Obviously it doesn't help you now but this is a lesson for your next tracking session -- if you hear it during tracking, it will be 10 times more obvious on mixing.... and 10 times harder to correct. Concentrate on better tracking technique and you'll save yourself a lot of headaches....
 
You may try something like chessrock said earlier. Copy that particular piece of the song, use a lowpass filter to eq out everything above 2-3k, maybe add a little boost at 200-300hz and compress. Then use that track under the original to bring out the snare. (I haven't had much luck myself with drumagog, probably operator error) Hopefully if blended carefully you can make it sound natural. You may need to automate the levels on the original snare track as the volume will obviously increase as you add the new track.

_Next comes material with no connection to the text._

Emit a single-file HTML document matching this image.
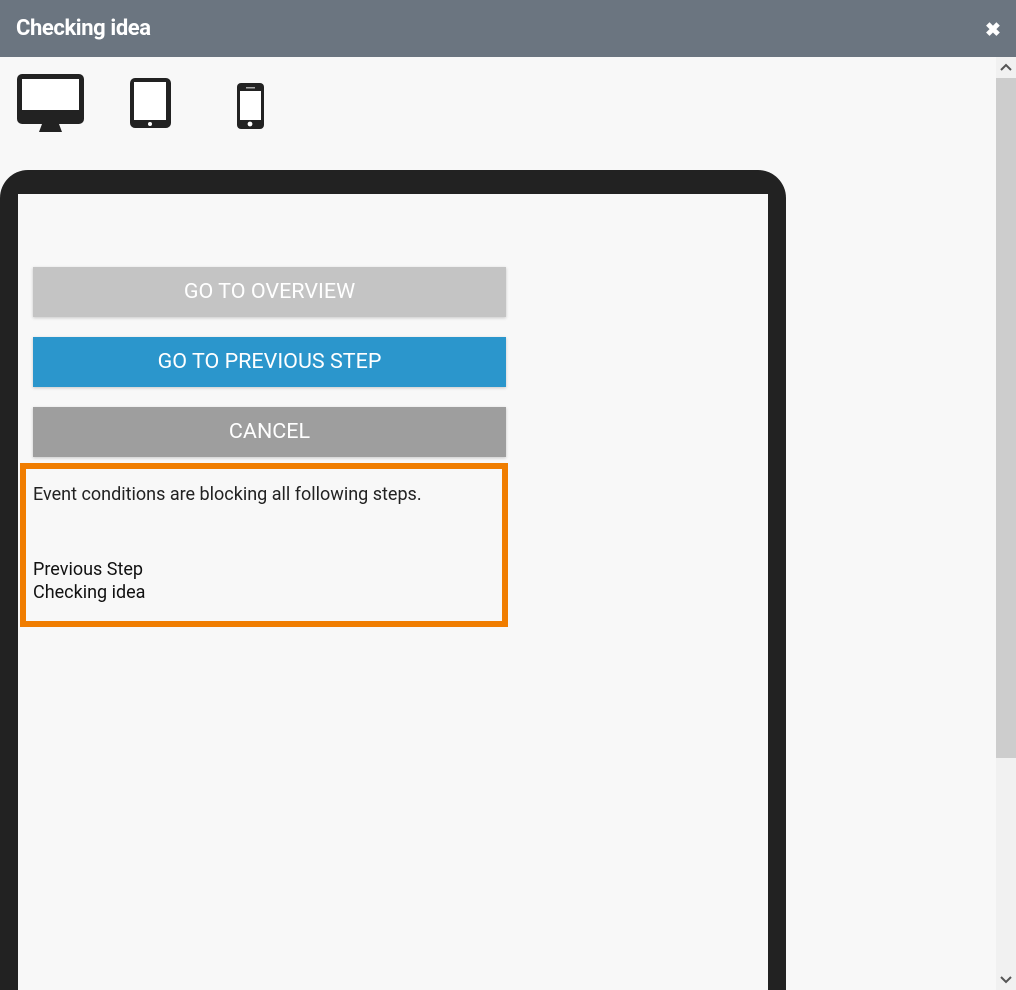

Maybe worth a shot, maybe not.
 
snare help..

i don't know really know about drumagog but this is something i do to enhance the snare. it seems that drumagog might be a similar answer.. this only takes sever limiting, gating, and eqing.

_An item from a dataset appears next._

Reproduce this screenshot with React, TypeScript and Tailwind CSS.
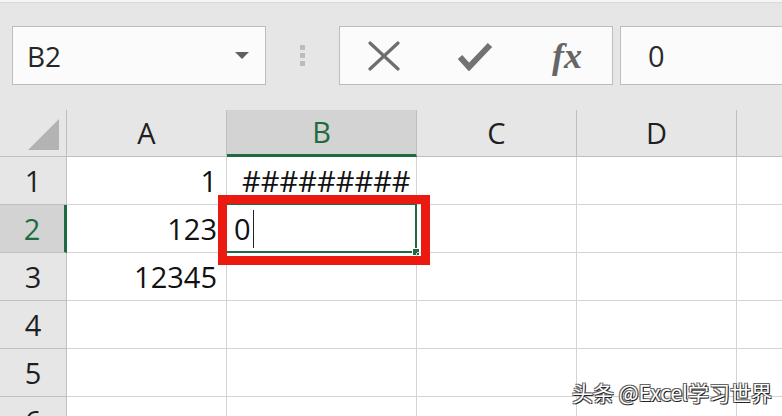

if you're working in a daw, copy and paste a snare track to a new track. heavily limit the snare track then cut lows below 500 hz. gate so only the snare hit comes through on all parts of the song. experiment with addittional eq and maybe even reverb. add this about 30-25db beneath the original snare track. listen to the the snare and "flack" track together. make sure the flak doesn't dominate. bon chance

matthew
 
Fellers thanks for the advice.

After much expirimentation I finally ended up grabbing a snare hit from a part of the song w/ no cymbals (no easy feat w/ this drummer). And replacing his hits manually. Not terribly efficient but it worked.

Next time...

thanks again
Twonky
 
twonky said:
Fellers thanks for the advice.

After much expirimentation I finally ended up grabbing a snare hit from a part of the song w/ no cymbals (no easy feat w/ this drummer). And replacing his hits manually. Not terribly efficient but it worked.

Next time...

thanks again
Twonky


Man, I hate doing that! :mad:

I'm getting pretty good at reproducing realistic snare drum rudiments from 2 good clean snare hits. Damn low-rent rock bands! GRRR!!!